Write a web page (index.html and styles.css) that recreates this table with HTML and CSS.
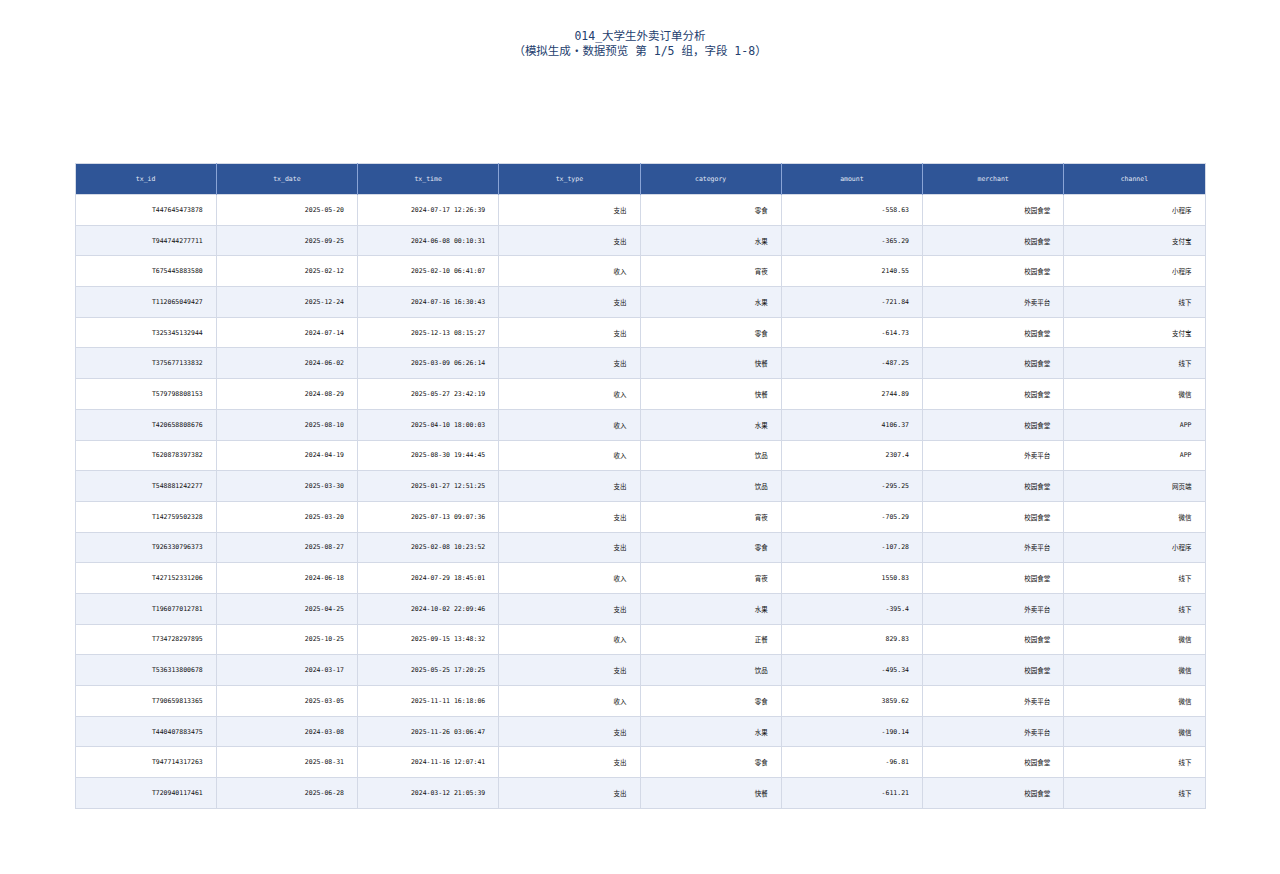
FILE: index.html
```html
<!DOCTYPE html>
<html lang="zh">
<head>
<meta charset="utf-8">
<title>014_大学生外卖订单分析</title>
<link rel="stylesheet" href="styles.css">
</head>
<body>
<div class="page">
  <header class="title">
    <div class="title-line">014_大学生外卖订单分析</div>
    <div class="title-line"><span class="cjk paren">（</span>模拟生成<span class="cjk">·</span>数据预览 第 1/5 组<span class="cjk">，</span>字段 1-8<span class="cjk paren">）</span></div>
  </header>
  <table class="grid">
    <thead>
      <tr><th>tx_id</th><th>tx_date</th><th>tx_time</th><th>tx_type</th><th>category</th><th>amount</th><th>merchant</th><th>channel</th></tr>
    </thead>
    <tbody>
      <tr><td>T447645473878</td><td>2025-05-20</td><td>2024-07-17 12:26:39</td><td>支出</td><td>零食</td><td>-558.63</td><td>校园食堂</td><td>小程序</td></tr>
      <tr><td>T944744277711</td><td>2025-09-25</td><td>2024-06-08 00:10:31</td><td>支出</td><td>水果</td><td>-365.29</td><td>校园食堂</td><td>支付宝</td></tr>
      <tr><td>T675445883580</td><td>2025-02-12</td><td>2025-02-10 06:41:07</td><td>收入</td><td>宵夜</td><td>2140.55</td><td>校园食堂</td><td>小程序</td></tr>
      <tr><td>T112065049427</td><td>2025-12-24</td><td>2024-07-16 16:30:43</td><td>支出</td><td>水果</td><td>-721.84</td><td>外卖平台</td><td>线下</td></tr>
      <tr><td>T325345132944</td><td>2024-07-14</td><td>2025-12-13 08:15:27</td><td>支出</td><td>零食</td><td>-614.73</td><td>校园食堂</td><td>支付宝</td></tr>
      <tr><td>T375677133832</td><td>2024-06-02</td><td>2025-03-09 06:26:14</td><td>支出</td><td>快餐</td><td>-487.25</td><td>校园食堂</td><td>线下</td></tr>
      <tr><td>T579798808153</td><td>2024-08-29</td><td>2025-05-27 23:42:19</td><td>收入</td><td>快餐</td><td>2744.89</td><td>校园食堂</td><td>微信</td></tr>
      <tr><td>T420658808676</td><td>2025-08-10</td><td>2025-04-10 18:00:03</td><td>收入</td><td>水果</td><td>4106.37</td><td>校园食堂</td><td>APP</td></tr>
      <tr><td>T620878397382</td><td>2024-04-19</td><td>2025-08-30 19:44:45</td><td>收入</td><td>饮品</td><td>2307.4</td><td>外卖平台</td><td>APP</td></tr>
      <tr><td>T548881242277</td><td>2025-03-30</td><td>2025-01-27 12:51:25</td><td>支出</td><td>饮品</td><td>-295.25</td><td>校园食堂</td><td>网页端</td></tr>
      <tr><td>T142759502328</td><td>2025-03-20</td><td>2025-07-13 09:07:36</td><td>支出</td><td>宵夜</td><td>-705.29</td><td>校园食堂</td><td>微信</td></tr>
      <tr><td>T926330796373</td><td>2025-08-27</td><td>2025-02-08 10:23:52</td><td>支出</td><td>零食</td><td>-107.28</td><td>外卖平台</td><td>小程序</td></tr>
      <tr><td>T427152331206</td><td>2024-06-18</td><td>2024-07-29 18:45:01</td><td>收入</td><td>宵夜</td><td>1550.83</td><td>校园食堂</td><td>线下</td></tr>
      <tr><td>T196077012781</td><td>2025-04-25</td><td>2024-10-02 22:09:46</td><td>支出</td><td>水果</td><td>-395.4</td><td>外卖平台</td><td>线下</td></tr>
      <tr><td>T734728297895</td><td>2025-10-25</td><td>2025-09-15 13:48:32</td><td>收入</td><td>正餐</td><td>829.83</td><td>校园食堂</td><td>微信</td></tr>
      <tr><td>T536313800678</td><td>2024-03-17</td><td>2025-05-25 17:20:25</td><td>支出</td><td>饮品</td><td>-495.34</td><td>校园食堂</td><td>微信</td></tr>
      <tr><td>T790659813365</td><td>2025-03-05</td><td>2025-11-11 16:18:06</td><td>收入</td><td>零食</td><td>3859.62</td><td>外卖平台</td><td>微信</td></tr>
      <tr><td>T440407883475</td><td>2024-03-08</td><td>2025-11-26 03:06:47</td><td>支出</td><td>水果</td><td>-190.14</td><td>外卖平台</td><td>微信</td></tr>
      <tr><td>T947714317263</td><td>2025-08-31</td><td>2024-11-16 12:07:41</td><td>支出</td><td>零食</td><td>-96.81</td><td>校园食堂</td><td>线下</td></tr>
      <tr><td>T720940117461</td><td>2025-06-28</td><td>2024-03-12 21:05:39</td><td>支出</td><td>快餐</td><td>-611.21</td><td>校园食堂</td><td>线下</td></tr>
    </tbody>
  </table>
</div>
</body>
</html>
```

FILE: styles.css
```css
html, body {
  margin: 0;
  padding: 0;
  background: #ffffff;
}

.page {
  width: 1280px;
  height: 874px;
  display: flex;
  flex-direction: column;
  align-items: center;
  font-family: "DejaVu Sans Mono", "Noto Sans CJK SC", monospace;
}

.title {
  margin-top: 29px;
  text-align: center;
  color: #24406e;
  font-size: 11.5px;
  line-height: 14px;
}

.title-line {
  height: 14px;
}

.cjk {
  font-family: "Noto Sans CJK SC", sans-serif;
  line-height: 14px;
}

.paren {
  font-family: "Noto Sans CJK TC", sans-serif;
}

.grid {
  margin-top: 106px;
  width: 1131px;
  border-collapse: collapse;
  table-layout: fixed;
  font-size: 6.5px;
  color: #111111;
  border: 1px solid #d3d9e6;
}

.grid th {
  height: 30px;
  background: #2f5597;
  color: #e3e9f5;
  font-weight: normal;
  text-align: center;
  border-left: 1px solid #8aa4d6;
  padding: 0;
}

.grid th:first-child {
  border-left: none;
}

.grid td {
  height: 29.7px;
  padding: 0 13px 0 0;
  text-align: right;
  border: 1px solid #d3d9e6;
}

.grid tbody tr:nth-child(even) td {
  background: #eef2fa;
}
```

────────

TASK REQUIREMENTS: Please write out all the data again word for word, but not the pictures.

THE RESPONSE:
Write a web page (index.html and styles.css) that recreates this table with HTML and CSS.
FILE: index.html
```html
<!DOCTYPE html>
<html lang="zh">
<head>
<meta charset="utf-8">
<title>014_大学生外卖订单分析</title>
<link rel="stylesheet" href="styles.css">
</head>
<body>
<div class="page">
  <header class="title">
    <div class="title-line">014_大学生外卖订单分析</div>
    <div class="title-line"><span class="cjk paren">（</span>模拟生成<span class="cjk">·</span>数据预览 第 1/5 组<span class="cjk">，</span>字段 1-8<span class="cjk paren">）</span></div>
  </header>
  <table class="grid">
    <thead>
      <tr><th>tx_id</th><th>tx_date</th><th>tx_time</th><th>tx_type</th><th>category</th><th>amount</th><th>merchant</th><th>channel</th></tr>
    </thead>
    <tbody>
      <tr><td>T447645473878</td><td>2025-05-20</td><td>2024-07-17 12:26:39</td><td>支出</td><td>零食</td><td>-558.63</td><td>校园食堂</td><td>小程序</td></tr>
      <tr><td>T944744277711</td><td>2025-09-25</td><td>2024-06-08 00:10:31</td><td>支出</td><td>水果</td><td>-365.29</td><td>校园食堂</td><td>支付宝</td></tr>
      <tr><td>T675445883580</td><td>2025-02-12</td><td>2025-02-10 06:41:07</td><td>收入</td><td>宵夜</td><td>2140.55</td><td>校园食堂</td><td>小程序</td></tr>
      <tr><td>T112065049427</td><td>2025-12-24</td><td>2024-07-16 16:30:43</td><td>支出</td><td>水果</td><td>-721.84</td><td>外卖平台</td><td>线下</td></tr>
      <tr><td>T325345132944</td><td>2024-07-14</td><td>2025-12-13 08:15:27</td><td>支出</td><td>零食</td><td>-614.73</td><td>校园食堂</td><td>支付宝</td></tr>
      <tr><td>T375677133832</td><td>2024-06-02</td><td>2025-03-09 06:26:14</td><td>支出</td><td>快餐</td><td>-487.25</td><td>校园食堂</td><td>线下</td></tr>
      <tr><td>T579798808153</td><td>2024-08-29</td><td>2025-05-27 23:42:19</td><td>收入</td><td>快餐</td><td>2744.89</td><td>校园食堂</td><td>微信</td></tr>
      <tr><td>T420658808676</td><td>2025-08-10</td><td>2025-04-10 18:00:03</td><td>收入</td><td>水果</td><td>4106.37</td><td>校园食堂</td><td>APP</td></tr>
      <tr><td>T620878397382</td><td>2024-04-19</td><td>2025-08-30 19:44:45</td><td>收入</td><td>饮品</td><td>2307.4</td><td>外卖平台</td><td>APP</td></tr>
      <tr><td>T548881242277</td><td>2025-03-30</td><td>2025-01-27 12:51:25</td><td>支出</td><td>饮品</td><td>-295.25</td><td>校园食堂</td><td>网页端</td></tr>
      <tr><td>T142759502328</td><td>2025-03-20</td><td>2025-07-13 09:07:36</td><td>支出</td><td>宵夜</td><td>-705.29</td><td>校园食堂</td><td>微信</td></tr>
      <tr><td>T926330796373</td><td>2025-08-27</td><td>2025-02-08 10:23:52</td><td>支出</td><td>零食</td><td>-107.28</td><td>外卖平台</td><td>小程序</td></tr>
      <tr><td>T427152331206</td><td>2024-06-18</td><td>2024-07-29 18:45:01</td><td>收入</td><td>宵夜</td><td>1550.83</td><td>校园食堂</td><td>线下</td></tr>
      <tr><td>T196077012781</td><td>2025-04-25</td><td>2024-10-02 22:09:46</td><td>支出</td><td>水果</td><td>-395.4</td><td>外卖平台</td><td>线下</td></tr>
      <tr><td>T734728297895</td><td>2025-10-25</td><td>2025-09-15 13:48:32</td><td>收入</td><td>正餐</td><td>829.83</td><td>校园食堂</td><td>微信</td></tr>
      <tr><td>T536313800678</td><td>2024-03-17</td><td>2025-05-25 17:20:25</td><td>支出</td><td>饮品</td><td>-495.34</td><td>校园食堂</td><td>微信</td></tr>
      <tr><td>T790659813365</td><td>2025-03-05</td><td>2025-11-11 16:18:06</td><td>收入</td><td>零食</td><td>3859.62</td><td>外卖平台</td><td>微信</td></tr>
      <tr><td>T440407883475</td><td>2024-03-08</td><td>2025-11-26 03:06:47</td><td>支出</td><td>水果</td><td>-190.14</td><td>外卖平台</td><td>微信</td></tr>
      <tr><td>T947714317263</td><td>2025-08-31</td><td>2024-11-16 12:07:41</td><td>支出</td><td>零食</td><td>-96.81</td><td>校园食堂</td><td>线下</td></tr>
      <tr><td>T720940117461</td><td>2025-06-28</td><td>2024-03-12 21:05:39</td><td>支出</td><td>快餐</td><td>-611.21</td><td>校园食堂</td><td>线下</td></tr>
    </tbody>
  </table>
</div>
</body>
</html>
```

FILE: styles.css
```css
html, body {
  margin: 0;
  padding: 0;
  background: #ffffff;
}

.page {
  width: 1280px;
  height: 874px;
  display: flex;
  flex-direction: column;
  align-items: center;
  font-family: "DejaVu Sans Mono", "Noto Sans CJK SC", monospace;
}

.title {
  margin-top: 29px;
  text-align: center;
  color: #24406e;
  font-size: 11.5px;
  line-height: 14px;
}

.title-line {
  height: 14px;
}

.cjk {
  font-family: "Noto Sans CJK SC", sans-serif;
  line-height: 14px;
}

.paren {
  font-family: "Noto Sans CJK TC", sans-serif;
}

.grid {
  margin-top: 106px;
  width: 1131px;
  border-collapse: collapse;
  table-layout: fixed;
  font-size: 6.5px;
  color: #111111;
  border: 1px solid #d3d9e6;
}

.grid th {
  height: 30px;
  background: #2f5597;
  color: #e3e9f5;
  font-weight: normal;
  text-align: center;
  border-left: 1px solid #8aa4d6;
  padding: 0;
}

.grid th:first-child {
  border-left: none;
}

.grid td {
  height: 29.7px;
  padding: 0 13px 0 0;
  text-align: right;
  border: 1px solid #d3d9e6;
}

.grid tbody tr:nth-child(even) td {
  background: #eef2fa;
}
```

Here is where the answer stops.